======== Data segment ========

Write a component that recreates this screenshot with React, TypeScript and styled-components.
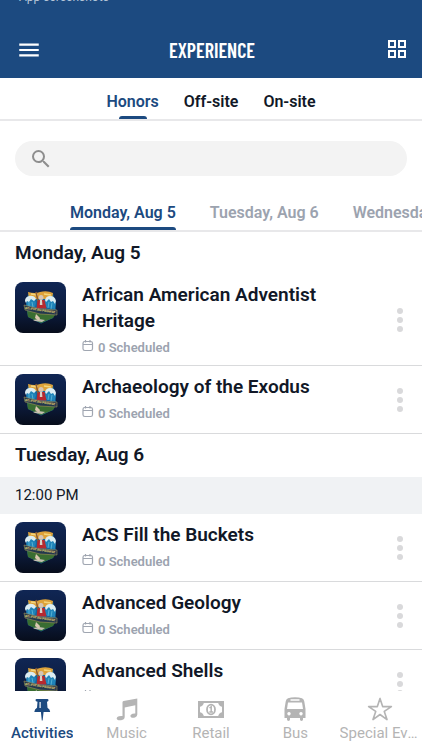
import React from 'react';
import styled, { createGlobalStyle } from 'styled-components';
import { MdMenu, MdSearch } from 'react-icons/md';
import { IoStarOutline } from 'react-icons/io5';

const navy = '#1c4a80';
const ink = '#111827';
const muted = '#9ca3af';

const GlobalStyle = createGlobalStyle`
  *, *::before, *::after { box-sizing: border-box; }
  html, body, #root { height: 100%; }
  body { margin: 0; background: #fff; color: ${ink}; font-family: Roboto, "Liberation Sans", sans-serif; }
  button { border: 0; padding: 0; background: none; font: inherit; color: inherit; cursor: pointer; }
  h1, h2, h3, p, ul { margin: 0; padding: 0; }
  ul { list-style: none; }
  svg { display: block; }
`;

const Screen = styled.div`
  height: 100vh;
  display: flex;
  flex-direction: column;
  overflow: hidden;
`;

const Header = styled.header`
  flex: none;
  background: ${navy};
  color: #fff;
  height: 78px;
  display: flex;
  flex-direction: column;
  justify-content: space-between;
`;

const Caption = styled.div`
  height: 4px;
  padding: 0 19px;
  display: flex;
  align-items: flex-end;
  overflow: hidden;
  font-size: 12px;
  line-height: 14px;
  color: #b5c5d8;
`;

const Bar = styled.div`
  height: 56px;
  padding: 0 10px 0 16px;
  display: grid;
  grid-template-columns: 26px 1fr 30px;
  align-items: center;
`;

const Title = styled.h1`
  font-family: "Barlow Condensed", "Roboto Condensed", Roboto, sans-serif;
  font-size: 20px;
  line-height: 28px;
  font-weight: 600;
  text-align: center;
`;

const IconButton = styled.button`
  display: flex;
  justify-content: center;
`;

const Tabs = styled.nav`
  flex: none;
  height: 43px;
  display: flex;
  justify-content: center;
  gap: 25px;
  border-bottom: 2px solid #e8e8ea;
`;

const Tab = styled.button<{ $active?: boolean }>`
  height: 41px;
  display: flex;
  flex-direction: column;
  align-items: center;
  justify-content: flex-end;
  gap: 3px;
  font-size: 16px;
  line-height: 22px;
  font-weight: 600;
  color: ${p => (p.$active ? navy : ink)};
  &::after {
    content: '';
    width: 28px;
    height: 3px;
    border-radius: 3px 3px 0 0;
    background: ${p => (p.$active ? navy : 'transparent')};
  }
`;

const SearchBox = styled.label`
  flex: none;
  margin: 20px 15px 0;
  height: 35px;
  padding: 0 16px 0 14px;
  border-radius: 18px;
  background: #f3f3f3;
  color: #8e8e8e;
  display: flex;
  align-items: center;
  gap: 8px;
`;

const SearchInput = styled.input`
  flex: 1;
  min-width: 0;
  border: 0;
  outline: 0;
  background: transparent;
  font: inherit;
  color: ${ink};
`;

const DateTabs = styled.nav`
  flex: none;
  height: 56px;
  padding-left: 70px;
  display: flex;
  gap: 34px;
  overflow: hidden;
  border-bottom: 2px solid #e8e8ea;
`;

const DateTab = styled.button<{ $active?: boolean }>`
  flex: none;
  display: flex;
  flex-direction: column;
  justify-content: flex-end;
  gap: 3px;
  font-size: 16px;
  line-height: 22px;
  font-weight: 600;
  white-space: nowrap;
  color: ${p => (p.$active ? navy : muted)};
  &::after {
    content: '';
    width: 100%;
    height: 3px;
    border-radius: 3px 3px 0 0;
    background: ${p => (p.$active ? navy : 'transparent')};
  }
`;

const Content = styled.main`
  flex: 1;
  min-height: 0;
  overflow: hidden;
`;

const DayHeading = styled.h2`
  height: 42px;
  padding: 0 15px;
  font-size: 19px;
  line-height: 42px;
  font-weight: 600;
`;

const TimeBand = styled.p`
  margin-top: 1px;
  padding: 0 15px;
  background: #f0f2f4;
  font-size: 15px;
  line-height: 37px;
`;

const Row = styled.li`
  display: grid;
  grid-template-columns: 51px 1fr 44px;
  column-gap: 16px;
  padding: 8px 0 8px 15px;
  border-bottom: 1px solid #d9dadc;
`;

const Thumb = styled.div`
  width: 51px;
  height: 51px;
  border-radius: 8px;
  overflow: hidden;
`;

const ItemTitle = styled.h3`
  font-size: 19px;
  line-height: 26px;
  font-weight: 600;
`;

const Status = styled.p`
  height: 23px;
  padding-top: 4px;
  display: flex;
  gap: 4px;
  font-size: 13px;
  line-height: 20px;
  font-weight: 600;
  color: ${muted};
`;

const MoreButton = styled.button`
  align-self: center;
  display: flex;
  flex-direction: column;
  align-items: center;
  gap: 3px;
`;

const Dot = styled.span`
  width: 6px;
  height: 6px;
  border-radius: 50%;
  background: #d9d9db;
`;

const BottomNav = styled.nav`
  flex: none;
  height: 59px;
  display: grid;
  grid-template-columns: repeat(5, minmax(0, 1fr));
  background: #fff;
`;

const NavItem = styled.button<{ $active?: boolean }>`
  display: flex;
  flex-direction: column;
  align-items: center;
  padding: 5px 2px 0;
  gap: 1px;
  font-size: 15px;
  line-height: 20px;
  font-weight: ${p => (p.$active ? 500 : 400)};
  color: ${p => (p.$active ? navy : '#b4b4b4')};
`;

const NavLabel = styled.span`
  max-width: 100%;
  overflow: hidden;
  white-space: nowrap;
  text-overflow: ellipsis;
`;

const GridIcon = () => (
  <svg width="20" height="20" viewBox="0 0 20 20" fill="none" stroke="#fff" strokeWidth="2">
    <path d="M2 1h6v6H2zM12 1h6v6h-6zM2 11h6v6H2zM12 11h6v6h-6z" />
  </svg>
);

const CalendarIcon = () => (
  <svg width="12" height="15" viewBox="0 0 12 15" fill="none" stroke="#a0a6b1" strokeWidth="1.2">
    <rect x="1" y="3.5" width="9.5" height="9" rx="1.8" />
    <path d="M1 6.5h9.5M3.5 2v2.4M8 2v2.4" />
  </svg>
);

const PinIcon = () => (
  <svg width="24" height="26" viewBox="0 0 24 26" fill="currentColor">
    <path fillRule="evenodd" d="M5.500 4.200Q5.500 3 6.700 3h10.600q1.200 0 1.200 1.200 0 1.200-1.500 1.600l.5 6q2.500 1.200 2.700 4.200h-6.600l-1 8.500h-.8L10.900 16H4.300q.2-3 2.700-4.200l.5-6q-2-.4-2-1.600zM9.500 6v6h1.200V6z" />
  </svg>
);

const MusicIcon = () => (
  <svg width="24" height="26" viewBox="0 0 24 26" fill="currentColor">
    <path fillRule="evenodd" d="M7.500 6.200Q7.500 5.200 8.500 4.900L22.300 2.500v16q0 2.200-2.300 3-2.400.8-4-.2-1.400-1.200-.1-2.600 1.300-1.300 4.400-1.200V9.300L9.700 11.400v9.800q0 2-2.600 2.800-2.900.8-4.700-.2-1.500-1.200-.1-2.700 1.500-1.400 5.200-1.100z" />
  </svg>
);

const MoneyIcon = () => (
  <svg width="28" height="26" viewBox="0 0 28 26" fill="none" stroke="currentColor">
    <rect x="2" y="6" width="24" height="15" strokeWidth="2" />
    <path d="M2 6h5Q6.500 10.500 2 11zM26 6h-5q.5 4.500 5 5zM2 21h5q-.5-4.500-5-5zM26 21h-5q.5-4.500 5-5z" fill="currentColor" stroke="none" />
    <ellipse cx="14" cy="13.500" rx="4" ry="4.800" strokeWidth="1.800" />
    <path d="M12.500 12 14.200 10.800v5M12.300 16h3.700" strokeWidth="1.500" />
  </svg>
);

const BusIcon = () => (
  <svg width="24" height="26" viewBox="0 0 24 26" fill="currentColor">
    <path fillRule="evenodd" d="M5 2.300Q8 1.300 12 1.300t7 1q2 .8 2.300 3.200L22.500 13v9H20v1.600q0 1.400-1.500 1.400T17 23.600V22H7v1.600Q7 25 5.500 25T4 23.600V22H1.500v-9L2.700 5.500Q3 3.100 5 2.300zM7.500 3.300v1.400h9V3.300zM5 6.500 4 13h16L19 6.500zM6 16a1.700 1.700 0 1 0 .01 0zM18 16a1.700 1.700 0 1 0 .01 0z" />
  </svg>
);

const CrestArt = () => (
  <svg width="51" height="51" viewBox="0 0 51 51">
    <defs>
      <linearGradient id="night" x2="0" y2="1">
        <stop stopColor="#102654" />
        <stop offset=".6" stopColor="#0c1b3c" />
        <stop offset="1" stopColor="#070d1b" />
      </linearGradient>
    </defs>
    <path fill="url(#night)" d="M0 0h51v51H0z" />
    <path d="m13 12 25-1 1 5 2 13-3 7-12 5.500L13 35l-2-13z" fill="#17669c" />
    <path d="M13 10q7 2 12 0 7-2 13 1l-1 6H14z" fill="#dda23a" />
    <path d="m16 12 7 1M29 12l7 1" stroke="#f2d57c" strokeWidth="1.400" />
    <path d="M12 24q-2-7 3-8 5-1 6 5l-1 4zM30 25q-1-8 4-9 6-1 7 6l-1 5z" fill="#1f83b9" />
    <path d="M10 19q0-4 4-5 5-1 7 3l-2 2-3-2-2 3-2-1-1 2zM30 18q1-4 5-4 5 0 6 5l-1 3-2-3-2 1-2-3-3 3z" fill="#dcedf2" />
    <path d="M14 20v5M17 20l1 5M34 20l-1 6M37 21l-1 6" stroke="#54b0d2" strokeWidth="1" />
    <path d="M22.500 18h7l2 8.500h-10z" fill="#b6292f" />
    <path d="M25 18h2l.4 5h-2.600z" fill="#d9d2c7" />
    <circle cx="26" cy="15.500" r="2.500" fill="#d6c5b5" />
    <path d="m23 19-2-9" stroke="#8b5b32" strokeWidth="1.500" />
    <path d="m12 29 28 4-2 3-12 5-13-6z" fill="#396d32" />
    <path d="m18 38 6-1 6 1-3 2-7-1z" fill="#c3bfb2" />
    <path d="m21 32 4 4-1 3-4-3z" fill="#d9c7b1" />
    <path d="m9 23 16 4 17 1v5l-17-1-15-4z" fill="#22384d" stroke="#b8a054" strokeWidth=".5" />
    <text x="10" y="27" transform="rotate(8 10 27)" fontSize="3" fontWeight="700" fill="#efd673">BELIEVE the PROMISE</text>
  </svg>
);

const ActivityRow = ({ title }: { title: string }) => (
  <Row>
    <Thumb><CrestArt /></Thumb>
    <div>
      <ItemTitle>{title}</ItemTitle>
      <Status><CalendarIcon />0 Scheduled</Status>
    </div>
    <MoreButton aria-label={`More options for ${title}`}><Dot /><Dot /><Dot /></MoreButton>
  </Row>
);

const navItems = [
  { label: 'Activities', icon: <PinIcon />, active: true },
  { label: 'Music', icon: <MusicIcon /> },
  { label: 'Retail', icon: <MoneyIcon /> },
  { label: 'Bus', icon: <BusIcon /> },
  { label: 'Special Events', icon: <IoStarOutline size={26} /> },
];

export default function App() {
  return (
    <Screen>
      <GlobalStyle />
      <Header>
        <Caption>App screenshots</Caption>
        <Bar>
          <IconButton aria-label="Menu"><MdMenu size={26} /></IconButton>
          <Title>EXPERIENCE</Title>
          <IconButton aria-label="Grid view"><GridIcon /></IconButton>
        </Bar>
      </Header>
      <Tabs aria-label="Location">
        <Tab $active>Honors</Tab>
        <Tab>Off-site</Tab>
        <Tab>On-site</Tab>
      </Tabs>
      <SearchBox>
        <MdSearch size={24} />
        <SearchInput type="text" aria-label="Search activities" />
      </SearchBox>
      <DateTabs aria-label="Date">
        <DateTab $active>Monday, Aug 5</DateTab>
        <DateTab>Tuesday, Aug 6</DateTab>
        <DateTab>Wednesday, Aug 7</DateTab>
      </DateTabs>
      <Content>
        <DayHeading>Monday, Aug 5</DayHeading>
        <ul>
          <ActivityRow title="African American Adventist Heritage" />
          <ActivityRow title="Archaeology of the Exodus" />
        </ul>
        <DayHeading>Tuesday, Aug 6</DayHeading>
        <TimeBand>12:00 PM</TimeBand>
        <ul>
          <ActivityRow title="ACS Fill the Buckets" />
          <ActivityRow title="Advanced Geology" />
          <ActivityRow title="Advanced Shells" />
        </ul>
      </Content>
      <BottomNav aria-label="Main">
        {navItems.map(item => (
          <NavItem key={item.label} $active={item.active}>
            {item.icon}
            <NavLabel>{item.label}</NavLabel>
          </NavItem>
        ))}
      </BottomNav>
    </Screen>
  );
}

========

__Task objective__. Exactly restate the lines from the beginning of the data through the line with "const muted = '#9ca3af';", and no others, keeping pictures out.

__Solution for this problem__.
Write a component that recreates this screenshot with React, TypeScript and styled-components.
import React from 'react';
import styled, { createGlobalStyle } from 'styled-components';
import { MdMenu, MdSearch } from 'react-icons/md';
import { IoStarOutline } from 'react-icons/io5';

const navy = '#1c4a80';
const ink = '#111827';
const muted = '#9ca3af';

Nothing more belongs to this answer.